Jewish groups anticipate rupture after Presbyterians vote to divest in protest of Israel
'Decision will undoubtedly have a devastating impact on relations between mainstream Jewish groups and the national Presbyterian Church,' says president of the Jewish Council for Public Affairs.
Jewish groups predicted a rupture with Presbyterians in the wake of a close vote favoring divestment from three companies that deal with Israel’s security forces in the West Bank.
The Presbyterian Church-USA biennial General Assembly approved the measure 310-303 late Friday evening after hours of at times emotional debate. The resolution divests from three companies, Caterpillar, Motorola Solutions and Hewlett-Packard. A similar resolution was narrowly defeated at the last biennial in 2012.

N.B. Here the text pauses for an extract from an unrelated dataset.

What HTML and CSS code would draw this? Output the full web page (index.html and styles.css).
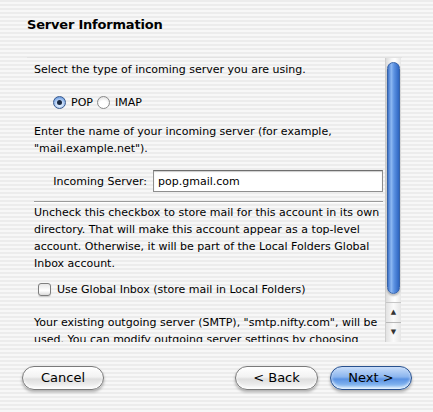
FILE: index.html
```html
<!DOCTYPE html>
<html>
<head>
<meta charset="utf-8">
<link rel="stylesheet" href="styles.css">
</head>
<body>
<div class="window">
  <div class="header"><h1 class="title">Server Information</h1></div>
  <div class="scrollview">
    <div class="content">
      <p class="line">Select the type of incoming server you are using.</p>
      <div class="radios">
        <label class="radio"><span class="radio-dot on"></span><span>POP</span></label>
        <label class="radio"><span class="radio-dot"></span><span>IMAP</span></label>
      </div>
      <p class="para p-enter">Enter the name of your incoming server (for example, "mail.example.net").</p>
      <div class="field-row">
        <span class="field-label">Incoming Server:</span>
        <div class="field">pop.gmail.com</div>
      </div>
      <div class="sep"></div>
      <p class="para">Uncheck this checkbox to store mail for this account in its own directory. That will make this account appear as a top-level account. Otherwise, it will be part of the Local Folders Global Inbox account.</p>
      <label class="check-row"><span class="checkbox"></span><span>Use Global Inbox (store mail in Local Folders)</span></label>
      <p class="para p-out">Your existing outgoing server (SMTP), "smtp.nifty.com", will be used. You can modify outgoing server settings by choosing Account Settings.</p>
    </div>
    <div class="scrollbar">
      <div class="track">
        <div class="thumb"></div>
      </div>
      <div class="arrow up">&#9650;</div>
      <div class="arrow down">&#9660;</div>
    </div>
  </div>
  <div class="buttons">
    <button class="btn btn-cancel">Cancel</button>
    <div class="spacer"></div>
    <button class="btn btn-back">&lt; Back</button>
    <button class="btn btn-next">Next &gt;</button>
  </div>
</div>
</body>
</html>
```

FILE: styles.css
```css
html, body {
  margin: 0;
  padding: 0;
}
body {
  width: 433px;
  height: 412px;
  overflow: hidden;
  font-family: "DejaVu Sans", "Liberation Sans", sans-serif;
  font-size: 11px;
  color: #000;
  background: repeating-linear-gradient(to bottom, #ececec 0 2px, #f7f7f7 2px 4px);
}
.window {
  width: 433px;
  height: 412px;
  display: flex;
  flex-direction: column;
}
.header {
  height: 57px;
  padding-left: 27px;
  box-sizing: border-box;
  padding-top: 17px;
}
.title {
  margin: 0;
  font-size: 13px;
  line-height: 16px;
  font-weight: bold;
  letter-spacing: -0.2px;
}
.scrollview {
  margin-left: 27px;
  width: 375px;
  height: 285px;
  display: flex;
  overflow: hidden;
  border-top: 1px solid #e2e2e2;
  box-sizing: border-box;
}
.content {
  width: 349px;
  padding-left: 7px;
  padding-top: 3px;
  flex: none;
}
.line, .para {
  margin: 0;
  line-height: 17px;
}
.radios {
  display: flex;
  align-items: center;
  margin-top: 16px;
  margin-left: 19px;
  height: 17px;
  gap: 4px;
}
.radio {
  display: flex;
  align-items: center;
  gap: 5px;
}
.radio-dot {
  width: 13px;
  height: 13px;
  border-radius: 50%;
  box-sizing: border-box;
  border: 1px solid #8a8a8a;
  background: radial-gradient(circle at 50% 70%, #ffffff 0 40%, #d8d8d8 100%);
  position: relative;
}
.radio-dot.on {
  border-color: #3a5a8c;
  background: radial-gradient(circle at 50% 65%, #d6e6fb 0 30%, #6a9be0 80%, #3e72c8 100%);
}
.radio-dot.on::after {
  content: "";
  position: absolute;
  left: 3px;
  top: 3px;
  width: 5px;
  height: 5px;
  border-radius: 50%;
  background: #1a2a44;
}
.p-enter {
  margin-top: 12px;
}
.field-row {
  display: flex;
  align-items: center;
  margin-top: 13px;
}
.field-label {
  width: 113px;
  text-align: right;
  margin-right: 6px;
}
.field {
  width: 230px;
  height: 22px;
  box-sizing: border-box;
  border: 1px solid #8e8e8e;
  border-top-color: #6e6e6e;
  background: #fff;
  box-shadow: inset 0 1px 1px rgba(0,0,0,0.2);
  padding: 3px 4px 0;
  line-height: 16px;
  font-size: 11px;
}
.sep {
  margin-top: 9px;
  height: 1px;
  background: #9a9a9a;
  border-bottom: 1px solid #ffffff;
  margin-bottom: 1px;
}
.check-row {
  display: flex;
  align-items: center;
  gap: 6px;
  margin-top: 9px;
  margin-left: 4px;
  height: 17px;
}
.checkbox {
  width: 13px;
  height: 13px;
  box-sizing: border-box;
  border: 1px solid #7e7e7e;
  border-radius: 3px;
  background: linear-gradient(to bottom, #e6e6e6, #ffffff 60%, #dadada);
  box-shadow: 0 1px 1px rgba(0,0,0,0.15);
}
.p-out {
  margin-top: 16px;
}
.scrollbar {
  margin-left: 2px;
  width: 16px;
  height: 284px;
  display: flex;
  flex-direction: column;
  flex: none;
  border-left: 1px solid #cfcfcf;
  box-sizing: border-box;
  background: linear-gradient(to right, #dcdcdc, #f8f8f8 40%, #ffffff 60%, #e6e6e6);
}
.track {
  flex: 1;
  padding: 4px 1px 3px 1px;
  display: flex;
  flex-direction: column;
}
.thumb {
  height: 230px;
  border-radius: 7px;
  border: 1px solid #3763a8;
  background: linear-gradient(to right, #3f73c9, #8db8f2 30%, #5c92e2 55%, #2f66c2 100%);
  box-shadow: 0 2px 2px rgba(0,0,0,0.25);
}
.arrow {
  height: 19px;
  font-size: 7px;
  line-height: 19px;
  text-align: center;
  color: #333;
  border-top: 1px solid #b8b8b8;
  background: linear-gradient(to right, #e2e2e2, #fafafa 50%, #e6e6e6);
}
.arrow.up {
  border-top-color: #c6c6c6;
}
.buttons {
  display: flex;
  align-items: center;
  margin-top: 24px;
  padding-left: 22px;
}
.spacer {
  width: 131px;
}
.btn {
  height: 24px;
  border-radius: 12px;
  font-family: "DejaVu Sans", "Liberation Sans", sans-serif;
  font-size: 13px;
  color: #000;
  padding: 0;
  border: 1px solid #7a7a7a;
  background: linear-gradient(to bottom, #ffffff 0%, #f2f2f2 45%, #dedede 55%, #f8f8f8 100%);
  box-shadow: 0 2px 3px rgba(0,0,0,0.3), inset 0 -2px 3px rgba(255,255,255,0.8);
  line-height: 20px;
}
.btn-cancel {
  width: 82px;
}
.btn-back {
  width: 83px;
}
.btn-next {
  width: 82px;
  margin-left: 12px;
  border-color: #27508e;
  background: linear-gradient(to bottom, #c9defa 0%, #8bb5ee 45%, #5b93e3 55%, #9ccaf7 100%);
}
```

Some of the delegates promoting the resolution were at pains to distance it from the boycott, divestment and sanctions movement, noting that it targeted only American companies profiting from West Bank security systems, and successfully added amendments making the distinction clear.
Others said that the resolution, coupled with an anti-Zionist tract released earlier this year by a church committee, allied the church with groups that seek to dismantle Israel.
The “decision will undoubtedly have a devastating impact on relations between mainstream Jewish groups and the national Presbyterian Church (USA),” Rabbi Steve Gutow, the president of the Jewish Council for Public Affairs, the umbrella body for Jewish public policy groups, said in a statement.
“We hold the leadership of the PCUSA accountable for squandering countless opportunities, not only to act responsibly to advance prospects for Middle East peace, but also to isolate and repudiate the radical, prejudiced voices in their denomination,” Gutow said.
Other groups anticipating a rift included the Anti-Defamation League, the Union for Reform Judaism and the American Jewish Committee. Many of the groups sent delegations to the general assembly.
Jewish Voice for Peace, which campaigned at the General Assembly for divestment, welcomed the vote.
“We are grateful the church voted not to profit from the suffering of Palestinians under Israel’s 47-year-old occupation,” said the group’s deputy director, Cecile Surasky, in a statement. “Now that U.S.-backed peace talks have proven to be ineffective, we hope that others, including Jewish institutions, will follow suit. Divestment has become one of our best hopes for change.”
The URJ’s president, Rick Jacobs, had in a personal appearance on Thursday invited the church’s leadership to join him in making the case against West Bank settlement in a meeting this week with Prime Minister Benjamin Netanyahu, as long as the resolution was rejected.
Earlier Friday, the general assembly also approved a resolution that called for reviewing the church’s commitment to a two-state outcome to the Israeli-Palestinian conflict.